**WHAT IS BEING ASKED:** In your copy, include every line of the listing below exactly but none of the pictures.

------------------------

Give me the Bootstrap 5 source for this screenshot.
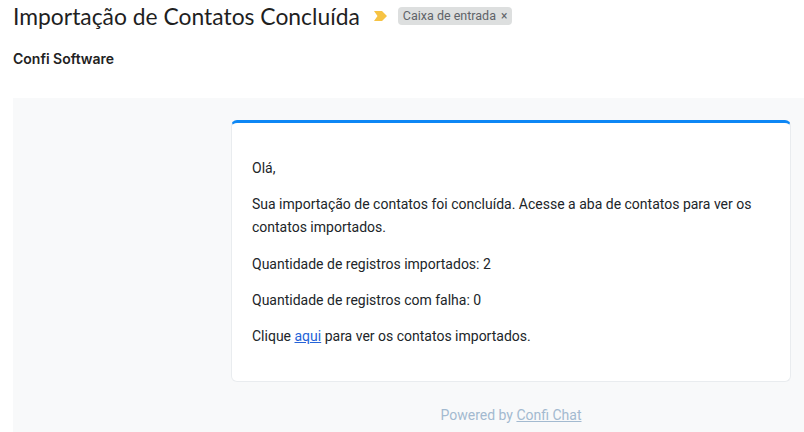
<!DOCTYPE html>
<html lang="pt-BR">
<head>
    <meta charset="UTF-8">
    <meta name="viewport" content="width=device-width, initial-scale=1.0">
    <link href="https://cdn.jsdelivr.net/npm/bootstrap@5.3.0/dist/css/bootstrap.min.css" rel="stylesheet">
    <style>
        html, body { height: 432px; overflow: hidden; }
        body { font-family: Roboto, sans-serif; background: #fff; color: #202124; }
        .mail-head { padding: 0 0 0 13px; height: 32px; }
        .mail-title { font-family: Lato, sans-serif; font-size: 22.87px; font-weight: 400; line-height: 32px; margin: 0; color: #1f1f1f; }
        .mail-tag { background: #dddfdf; color: #5f6368; font-size: 12.5px; line-height: 18px; border-radius: 4px; padding: 0 5px; margin-left: 11px; }
        .mail-tag-x { margin-left: 5px; font-size: 12px; }
        .mail-arrow { margin-left: 14px; }
        .mail-sender { font-family: Inter, sans-serif; padding-left: 13px; margin-top: 18px; height: 48px; font-size: 14px; font-weight: 600; line-height: 18px; color: #222; }
        .mail-panel { margin-left: 13px; background: #f8f9fa; padding: 22px 13px 0 218px; height: 334px; }
        .notice-box { border: 1px solid #e9ecef; border-top: 3px solid #0d87f5; border-radius: 6px; background: #fff; height: 262px; padding: 34px 20px 0; font-size: 14px; line-height: 23px; color: #212529; }
        .notice-box p { margin-bottom: 13.25px; }
        .notice-box a { color: #2563d8; }
        .mail-foot { margin-top: 21px; color: #a3bad0; font-size: 14px; line-height: 24px; text-align: center; }
        .mail-foot a { color: #a3bad0; }
    </style>
    <title>Importação de Contatos Concluída</title>
</head>
<body>

    <!-- Cabecalho -->
    <div class="mail-head d-flex align-items-center">
        <h1 class="mail-title">Importação de Contatos Concluída</h1>
        <svg class="mail-arrow" width="13" height="10" viewBox="0 0 13 10"><path d="M0 0H8L13 5L8 10H0L3.5 5Z" fill="#f6c344"/></svg>
        <span class="mail-tag d-inline-flex align-items-center">Caixa de entrada<span class="mail-tag-x">×</span></span>
    </div>
    <div class="mail-sender">Confi Software</div>

    <!-- Corpo -->
    <div class="mail-panel">
        <div class="notice-box">
            <p>Olá,</p>
            <p>Sua importação de contatos foi concluída. Acesse a aba de contatos para ver os contatos importados.</p>
            <p>Quantidade de registros importados: 2</p>
            <p>Quantidade de registros com falha: 0</p>
            <p>Clique <a href="#">aqui</a> para ver os contatos importados.</p>
        </div>
        <div class="mail-foot">Powered by <a href="#">Confi Chat</a></div>
    </div>

    <script src="https://cdn.jsdelivr.net/npm/bootstrap@5.3.0/dist/js/bootstrap.bundle.min.js"></script>
</body>
</html>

------------------------

**REPLY TO THE EXERCISE:**
Give me the Bootstrap 5 source for this screenshot.
<!DOCTYPE html>
<html lang="pt-BR">
<head>
    <meta charset="UTF-8">
    <meta name="viewport" content="width=device-width, initial-scale=1.0">
    <link href="https://cdn.jsdelivr.net/npm/bootstrap@5.3.0/dist/css/bootstrap.min.css" rel="stylesheet">
    <style>
        html, body { height: 432px; overflow: hidden; }
        body { font-family: Roboto, sans-serif; background: #fff; color: #202124; }
        .mail-head { padding: 0 0 0 13px; height: 32px; }
        .mail-title { font-family: Lato, sans-serif; font-size: 22.87px; font-weight: 400; line-height: 32px; margin: 0; color: #1f1f1f; }
        .mail-tag { background: #dddfdf; color: #5f6368; font-size: 12.5px; line-height: 18px; border-radius: 4px; padding: 0 5px; margin-left: 11px; }
        .mail-tag-x { margin-left: 5px; font-size: 12px; }
        .mail-arrow { margin-left: 14px; }
        .mail-sender { font-family: Inter, sans-serif; padding-left: 13px; margin-top: 18px; height: 48px; font-size: 14px; font-weight: 600; line-height: 18px; color: #222; }
        .mail-panel { margin-left: 13px; background: #f8f9fa; padding: 22px 13px 0 218px; height: 334px; }
        .notice-box { border: 1px solid #e9ecef; border-top: 3px solid #0d87f5; border-radius: 6px; background: #fff; height: 262px; padding: 34px 20px 0; font-size: 14px; line-height: 23px; color: #212529; }
        .notice-box p { margin-bottom: 13.25px; }
        .notice-box a { color: #2563d8; }
        .mail-foot { margin-top: 21px; color: #a3bad0; font-size: 14px; line-height: 24px; text-align: center; }
        .mail-foot a { color: #a3bad0; }
    </style>
    <title>Importação de Contatos Concluída</title>
</head>
<body>

    <!-- Cabecalho -->
    <div class="mail-head d-flex align-items-center">
        <h1 class="mail-title">Importação de Contatos Concluída</h1>
        <svg class="mail-arrow" width="13" height="10" viewBox="0 0 13 10"><path d="M0 0H8L13 5L8 10H0L3.5 5Z" fill="#f6c344"/></svg>
        <span class="mail-tag d-inline-flex align-items-center">Caixa de entrada<span class="mail-tag-x">×</span></span>
    </div>
    <div class="mail-sender">Confi Software</div>

    <!-- Corpo -->
    <div class="mail-panel">
        <div class="notice-box">
            <p>Olá,</p>
            <p>Sua importação de contatos foi concluída. Acesse a aba de contatos para ver os contatos importados.</p>
            <p>Quantidade de registros importados: 2</p>
            <p>Quantidade de registros com falha: 0</p>
            <p>Clique <a href="#">aqui</a> para ver os contatos importados.</p>
        </div>
        <div class="mail-foot">Powered by <a href="#">Confi Chat</a></div>
    </div>

    <script src="https://cdn.jsdelivr.net/npm/bootstrap@5.3.0/dist/js/bootstrap.bundle.min.js"></script>
</body>
</html>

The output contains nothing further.